School administration is the organizational leadership and management of educational institutions — everything from setting academic policies and managing budgets to hiring teachers, ensuring student safety, and keeping the building’s heating system from breaking down in January. It’s the machinery that keeps a school functioning so that teaching and learning can actually happen.
If you’ve ever wondered who decides the school schedule, handles disciplinary issues, negotiates with the teachers’ union, writes the budget, and also somehow shows up to every basketball game — that’s school administration.
What Administrators Actually Do All Day
The job is far more varied than most people realize.
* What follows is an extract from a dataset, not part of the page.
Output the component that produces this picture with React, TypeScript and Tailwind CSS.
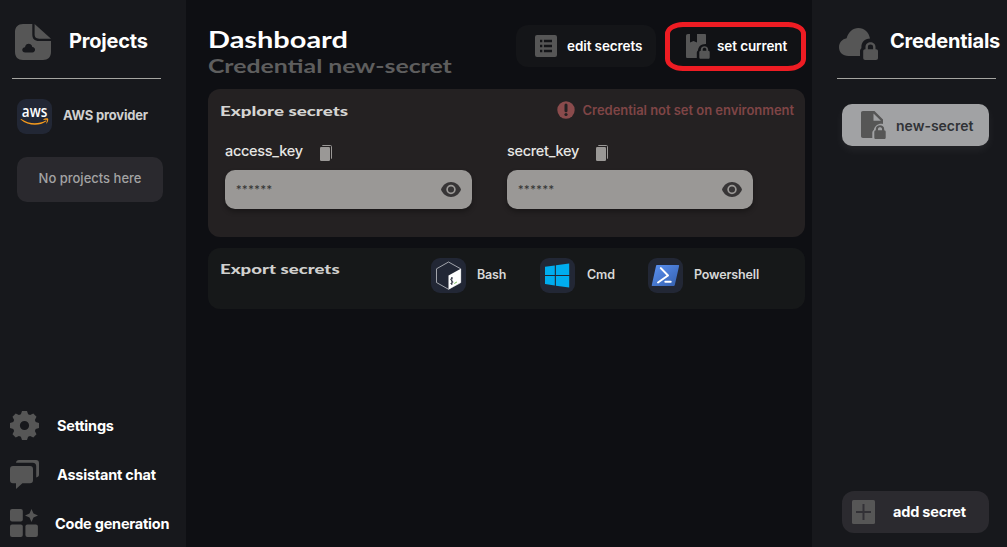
import type { ReactNode } from "react";

type IconProps = { className?: string };

function CloudFileIcon({ className }: IconProps) {
  return (
    <svg viewBox="0 0 36 36" className={className} fill="currentColor">
      <path fillRule="evenodd" d="M17.3 0H8C3 0 0 3 0 8v20c0 5 3 8 8 8h20c5 0 8-3 8-8V17H24c-4.600 0-6.700-2.200-6.700-6.500V0ZM10.200 28.500c-3.700 0-3.900-5.100-.2-5.300.6-4.500 6.600-4.500 7.300-.1 3.700.1 3.700 5.400 0 5.400Z" />
      <path d="M19.600 0 36 14.700H24.200c-3.300 0-4.600-1.300-4.600-4.600V0Z" />
    </svg>
  );
}

function CloudLockIcon({ className }: IconProps) {
  return (
    <svg viewBox="0 0 39 33" className={className} fill="currentColor">
      <path d="M21 28H9.500C3.600 28 0 24 0 19.200c0-4.700 3.300-8.300 7.600-9C9.400 3.800 14 0 19.300 0c6.200 0 10.700 4.500 11.700 10.600-5.500.3-8.600 3.700-8.600 8.500v1.200c-1.100.8-1.400 1.800-1.400 3.200V28Z" />
      <path fillRule="evenodd" d="M26.500 21.300V19c0-6.300 10-6.300 10 0v2.300h.5c1.300 0 2 .7 2 2V30c0 1.300-.7 2-2 2H26.200c-1.300 0-2-.7-2-2v-6.700c0-1.300.7-2 2-2h.3Zm2.400 0h5.200V19c0-3.200-5.200-3.200-5.200 0v2.300Z" />
    </svg>
  );
}

function FileLockIcon({ className }: IconProps) {
  return (
    <svg viewBox="0 0 25 28" className={className} fill="currentColor">
      <path fillRule="evenodd" d="M0 2C0 .7.700 0 2 0h11.500L22 8.500v4.400c-4.700-.8-8.500 2-9.200 6.200-1 .7-1.500 1.500-1.500 2.800V27H2c-1.300 0-2-.7-2-2V2Zm12.500.4v7.300h7.400L12.500 2.400Z" />
      <path fillRule="evenodd" d="M14.800 19.200v-1.100c0-5 8.400-5 8.400 0v1.100c1 .1 1.500.7 1.500 1.700v5.500c0 1.100-.6 1.600-1.700 1.600h-8c-1.100 0-1.700-.5-1.700-1.600v-5.500c0-1 .5-1.600 1.500-1.700Zm2.200 0h4v-1.100c0-2.400-4-2.400-4 0v1.100Z" />
    </svg>
  );
}

function BookLockIcon({ className }: IconProps) {
  return (
    <svg viewBox="0 0 24 25" className={className} fill="currentColor">
      <path d="M2 0h2v8.600L7.500 6.900 11 8.600V0h7.600C19.700 0 20 .4 20 1.500V10c-4.800-.2-7.800 2.600-8 6.500-1 .8-1.200 1.500-1.200 2.700V24H1.600C.5 24 0 23.500 0 22.400V2C0 .7.600 0 2 0Z" />
      <path fillRule="evenodd" d="M14.800 16.700v-1.200c0-4.500 7.400-4.500 7.400 0v1.200c1.200.1 1.500.7 1.500 1.600v5c0 1-.5 1.500-1.500 1.500h-7.400c-1 0-1.500-.5-1.500-1.500v-5c0-.9.4-1.500 1.500-1.600Zm1.900 0h3.600v-1.200c0-2.300-3.600-2.300-3.600 0v1.200Z" />
    </svg>
  );
}

function ListIcon({ className }: IconProps) {
  return (
    <svg viewBox="0 0 22 22" className={className} fill="currentColor">
      <path fillRule="evenodd" d="M2 0h18a2 2 0 0 1 2 2v18a2 2 0 0 1-2 2H2a2 2 0 0 1-2-2V2a2 2 0 0 1 2-2Zm3 4.800v2.400h2.300V4.800H5Zm3.900 0v2.400H17V4.800H8.900ZM5 9.800v2.400h2.300V9.800H5Zm3.900 0v2.400H17V9.800H8.900ZM5 14.800v2.400h2.300v-2.400H5Zm3.900 0v2.400H17v-2.400H8.900Z" />
    </svg>
  );
}

function GearIcon({ className }: IconProps) {
  return (
    <svg viewBox="0 0 29 29" className={className} fill="currentColor">
      <path fillRule="evenodd" d="M12 0h5l1.100 3.300 2 .8L23.300 2.500 26.500 5.700 24.900 8.900l.8 2L29 12v5l-3.300 1.100-.8 2 1.600 3.200-3.200 3.200-3.200-1.600-2 .8L17 29h-5l-1.100-3.300-2-.8-3.200 1.600-3.200-3.200 1.600-3.200-.8-2L0 17v-5l3.300-1.100.8-2L2.500 5.700l3.200-3.200 3.200 1.600 2-.8L12 0Zm2.500 9.900a4.600 4.600 0 1 0 0 9.200 4.600 4.600 0 0 0 0-9.200Z" />
    </svg>
  );
}

function ChatIcon({ className }: IconProps) {
  return (
    <svg viewBox="0 0 29 29" className={className} fill="currentColor">
      <path d="M3 6h17a3 3 0 0 1 3 3v11.300a3 3 0 0 1-3 3h-7.600L6 29v-5.700H3a3 3 0 0 1-3-3V9a3 3 0 0 1 3-3Z" />
      <path d="M6 2.700C6.300 1 7.200 0 9 0h17c2 0 3 1 3 3v11.500c0 1.700-1 2.700-2.800 2.900V6.200c0-2.300-1.200-3.500-3.500-3.500H6Z" />
    </svg>
  );
}

function SparkGridIcon({ className }: IconProps) {
  return (
    <svg viewBox="0 0 28 28" className={className} fill="currentColor">
      <rect width="12.800" height="12.500" rx="2" />
      <rect y="15.500" width="12.800" height="12.500" rx="2" />
      <rect x="15.400" y="15.500" width="12.500" height="12.500" rx="2" />
      <path d="m21.500 0 2 4.400L28 6.500l-4.500 2.100-2 4.400-2-4.400L15 6.500l4.500-2.100 2-4.400Z" />
    </svg>
  );
}

function EyeIcon({ className }: IconProps) {
  return (
    <svg viewBox="0 0 20 15" className={className}>
      <path d="M0 7.500C1.800 2.900 5.500 0 10 0s8.200 2.900 10 7.500C18.200 12.100 14.500 15 10 15S1.800 12.100 0 7.500Z" fill="#373536" />
      <circle cx="10" cy="7.500" r="3.900" fill="#373536" stroke="#9a9896" strokeWidth="1.700" />
    </svg>
  );
}

function CopyIcon() {
  return (
    <svg viewBox="0 0 12 16" className="mt-[3px] h-4 w-3 shrink-0">
      <rect y="2" width="10" height="14" rx="1.200" fill="#9a9896" />
      <path d="M2.300.5h8.200a1 1 0 0 1 1 1v12.200" fill="none" stroke="#9a9896" strokeWidth="1" />
    </svg>
  );
}

function AlertIcon() {
  return (
    <svg viewBox="0 0 18 18" className="size-[18px] shrink-0">
      <circle cx="9" cy="9" r="8.700" fill="#8a4b4c" />
      <path d="M9 4v5.800" stroke="#242122" strokeWidth="3" strokeLinecap="round" />
      <circle cx="9" cy="13.500" r="1.600" fill="#242122" />
    </svg>
  );
}

function AwsLogo() {
  return (
    <svg viewBox="0 0 35 35" className="size-[35px]">
      <text x="4.800" y="18.300" textLength="25.500" lengthAdjust="spacingAndGlyphs" fill="#fff" fontFamily="Open Sans" fontWeight="600" fontSize="15.500">aws</text>
      <path d="M4.300 20c7.400 5.200 17.200 5.300 24.500 1.500.6-.2 1 .3.500.8-7.200 5.400-18.700 4.400-25.400-1.600-.5-.5-.1-1 .4-.7Z" fill="#f79b1c" />
      <path d="M26.500 20.300c1.300-1 4-1.200 4.600-.6.500.7-.2 3.600-1.500 4.700-.4.200-.5 0-.3-.4.400-1 1-2.500.7-2.900-.4-.4-2-.3-3.200-.2-.5 0-.6-.3-.3-.6Z" fill="#f79b1c" />
    </svg>
  );
}

function BashLogo() {
  return (
    <svg viewBox="0 0 35 35" className="size-[35px]">
      <path d="M17.500 4 29.700 10.800v13.900L17.500 31.300 5.500 24.500V10.800L17.500 4Z" fill="#222735" stroke="#c3c5ca" strokeWidth=".8" strokeLinejoin="round" />
      <path d="M17.500 17.500 29.800 10.700V24.500L17.500 31.500v-14Z" fill="#fff" />
      <path d="M21.800 20.100c-1.200-.4-2.200.6-2.100 1.600.2 1.200 2.100.9 2.100 2.200 0 1.200-1 2-2.300 1.600M20.800 19v8" fill="none" stroke="#222735" strokeWidth=".9" />
      <path d="m23.300 25.500 2.600-1.500" stroke="#4da825" strokeWidth=".8" />
    </svg>
  );
}

function WindowsLogo() {
  return (
    <svg viewBox="0 0 35 35" className="size-[35px]" fill="#00adef">
      <path d="m5 8.800 9.800-1.300v9.400H5V8.800ZM15.900 7.300 29.200 5.400v11.500H15.900V7.300ZM5 18h9.800v9.400L5 26.100V18ZM15.900 18h13.300v11.600l-13.300-1.900V18Z" />
    </svg>
  );
}

function PowershellLogo() {
  return (
    <svg viewBox="0 0 35 35" className="size-[35px]">
      <defs>
        <linearGradient id="ps" x1="0" y1="0" x2="1" y2="1">
          <stop stopColor="#5b92f4" />
          <stop offset="1" stopColor="#345fad" />
        </linearGradient>
      </defs>
      <path d="M8.800 7h21.500c.6 0 .9.400.8 1l-4.300 19c-.2.600-.5.900-1.100.9H4.500c-.6 0-.9-.4-.7-1L8 8c.1-.6.4-1 .8-1Z" fill="url(#ps)" />
      <path d="m12.800 10.100 7.200 7.400-10 7M17.300 23.800h5.400" fill="none" stroke="#fff" strokeWidth="2" strokeLinecap="round" strokeLinejoin="round" />
    </svg>
  );
}

function LogoTile({ children }: { children: ReactNode }) {
  return <div className="size-[35px] shrink-0 rounded-[9px] bg-[#222735]">{children}</div>;
}

function SecretField({ label, className }: { label: string; className: string }) {
  return (
    <div className={className}>
      <div className="flex h-5 items-center gap-[17px] whitespace-nowrap text-[14.500px] font-medium tracking-[-0.3px] text-[#e6e6e4]">
        <span>{label}</span>
        <CopyIcon />
      </div>
      <div className="mt-[9px] flex h-[39px] items-center justify-between rounded-[10px] bg-[#9a9896] pr-[11px] pl-[11px] shadow-[0_3px_5px_rgba(0,0,0,0.3)]">
        <span className="text-[11px] tracking-[0.6px] text-[#333]">******</span>
        <EyeIcon className="h-[15px] w-5" />
      </div>
    </div>
  );
}

export default function App() {
  return (
    <div className="relative flex h-[547px] w-[1007px] overflow-hidden bg-[#0e0f13] font-['Inter',sans-serif] whitespace-nowrap text-white">
      <aside className="flex w-[186px] shrink-0 flex-col bg-[#17181c]">
        <div className="flex items-center gap-[18px] pt-6 pl-[15px]">
          <CloudFileIcon className="size-9 text-[#565656]" />
          <h2 className="h-9 text-[20px] leading-[34px] font-bold tracking-[-0.2px]">Projects</h2>
        </div>
        <div className="mt-[18px] ml-3 h-px w-[149px] bg-[#a5a5a1]" />
        <div className="mt-5 ml-[17px] flex items-center gap-[11px]">
          <LogoTile><AwsLogo /></LogoTile>
          <span className="pb-px text-[13px] font-bold tracking-[-0.2px] text-[#d0d0d0]">AWS provider</span>
        </div>
        <div className="mt-[23px] ml-[17px] flex h-[45px] w-[146px] items-center justify-center rounded-[10px] bg-[#2a292e] pb-[2px] text-[13px] font-medium text-[#a3a3a4]">No projects here</div>
        <nav className="mt-auto flex flex-col gap-5 pb-[10px] pl-[10px] text-[14.500px] font-bold tracking-[-0.22px]">
          <div className="flex items-center gap-[18px]"><GearIcon className="size-[29px] text-[#565656]" /><span>Settings</span></div>
          <div className="flex items-center gap-[18px]"><ChatIcon className="size-[29px] text-[#565656]" /><span>Assistant chat</span></div>
          <div className="flex h-7 items-center gap-[17px]"><SparkGridIcon className="size-7 text-[#565656]" /><span className="pt-[2px]">Code generation</span></div>
        </nav>
      </aside>

      <main className="flex w-[626px] shrink-0 flex-col pr-[7px] pl-[22px]">
        <header className="flex h-[89px] pt-[25px]">
          <div className="w-[308px] font-['Lato',sans-serif]">
            <h1 className="h-[30px] origin-left scale-x-[1.315] text-[22px] leading-[30px] font-bold">Dashboard</h1>
            <p className="h-[22px] origin-left scale-x-[1.34] text-[18.500px] leading-[22px] font-bold text-[#5e5e5e]">Credential new-secret</p>
          </div>
          <div className="flex h-[42px] w-[140px] items-center gap-[10px] rounded-xl bg-[#141518] pl-[19px] text-[13.500px] font-semibold tracking-[-0.1px]">
            <ListIcon className="size-[22px] text-[#565656]" />
            <span>edit secrets</span>
          </div>
          <div className="ml-[9px] flex h-[42px] w-[140px] items-center gap-[7px] rounded-xl bg-[#111215] pl-[21px] text-[13.500px] font-semibold tracking-[-0.1px]">
            <BookLockIcon className="h-[25px] w-6 text-[#565656]" />
            <span>set current</span>
          </div>
        </header>

        <section className="h-[148px] rounded-xl bg-[#242122]">
          <div className="flex h-[42px] items-center justify-between pr-[11px] pl-3">
            <h3 className="origin-left scale-x-[1.34] font-['Lato',sans-serif] text-[14px] font-black text-[#d5d5d3]">Explore secrets</h3>
            <div className="flex items-center gap-2 text-[13px] font-semibold tracking-[-0.04px] text-[#7f4546]">
              <AlertIcon />
              <span className="pt-[2px]">Credential not set on environment</span>
            </div>
          </div>
          <div className="mt-[10px] flex gap-[35px] pl-[17px]">
            <SecretField label="access_key" className="w-[247px]" />
            <SecretField label="secret_key" className="w-[246px]" />
          </div>
        </section>

        <section className="mt-[11px] flex h-[61px] rounded-xl bg-[#161819] pt-[10px] pl-3 text-[12.500px] font-semibold tracking-[-0.15px] text-[#d8d8d8]">
          <h3 className="h-[22px] w-[211px] font-['Lato',sans-serif] text-[14px] leading-[22px] font-black tracking-normal text-[#d0d0ce]"><span className="inline-block origin-left scale-x-[1.33]">Export secrets</span></h3>
          <div className="flex h-[35px] w-[109px] items-center gap-[11px]"><LogoTile><BashLogo /></LogoTile><span>Bash</span></div>
          <div className="flex h-[35px] w-[108px] items-center gap-3"><LogoTile><WindowsLogo /></LogoTile><span>Cmd</span></div>
          <div className="flex h-[35px] items-center gap-[11px]"><LogoTile><PowershellLogo /></LogoTile><span>Powershell</span></div>
        </section>
      </main>

      <aside className="flex w-[195px] shrink-0 flex-col bg-[#17181c]">
        <div className="flex pt-[23px] pl-[27px]">
          <CloudLockIcon className="mt-[5px] h-[33px] w-[39px] shrink-0 text-[#565656]" />
          <h2 className="ml-3 h-[37px] text-[20px] leading-[36px] font-bold tracking-[-0.2px]">Credentials</h2>
        </div>
        <div className="mt-[17px] ml-[25px] h-px w-[159px] bg-[#a5a5a1]" />
        <div className="mt-[25px] ml-[30px] flex h-[42px] w-[147px] items-center rounded-[10px] bg-[#a1a2a4] pl-[19px] text-[14px] font-semibold text-[#303236] shadow-[0_4px_10px_rgba(255,255,255,0.06)]">
          <FileLockIcon className="h-7 w-[25px] text-[#565656]" />
          <span className="ml-[10px]">new-secret</span>
        </div>
        <div className="mt-auto mb-[14px] ml-[30px] flex h-[42px] w-[147px] items-center rounded-xl bg-[#2b2a2f] pl-[10px] text-[14.500px] font-bold tracking-[-0.2px]">
          <svg viewBox="0 0 23 24" className="h-6 w-[23px]">
            <rect width="23" height="24" rx="1.500" fill="#565656" />
            <path d="M4 12h15M11.500 4v16" stroke="#323136" strokeWidth="2" />
          </svg>
          <span className="ml-[18px]">add secret</span>
        </div>
      </aside>

      <div className="pointer-events-none absolute top-[22px] left-[665px] h-[49px] w-[141px] rounded-[18px/12px] border-5 border-[#ee1c23]" />
    </div>
  );
}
A typical principal might start the day monitoring bus arrivals, spend the morning in a budget meeting, handle a student disciplinary issue before lunch, observe a teacher’s classroom after lunch, meet with parents at 2 PM, and attend a school board meeting that evening. There’s very little “sitting at a desk making decisions.”
The core responsibilities break down into several areas.
Instructional leadership is supposed to be the most important part. Administrators set academic standards, evaluate teaching quality, support curriculum development, and make decisions about programs and resources that directly affect student learning. In practice, this often gets squeezed by everything else demanding attention.
Personnel management takes enormous time. Hiring, evaluating, mentoring, and sometimes firing teachers. Managing support staff — custodians, cafeteria workers, bus drivers, administrative assistants. Handling conflicts. Processing paperwork. A medium-sized elementary school might have 40-60 employees, all reporting ultimately to the principal.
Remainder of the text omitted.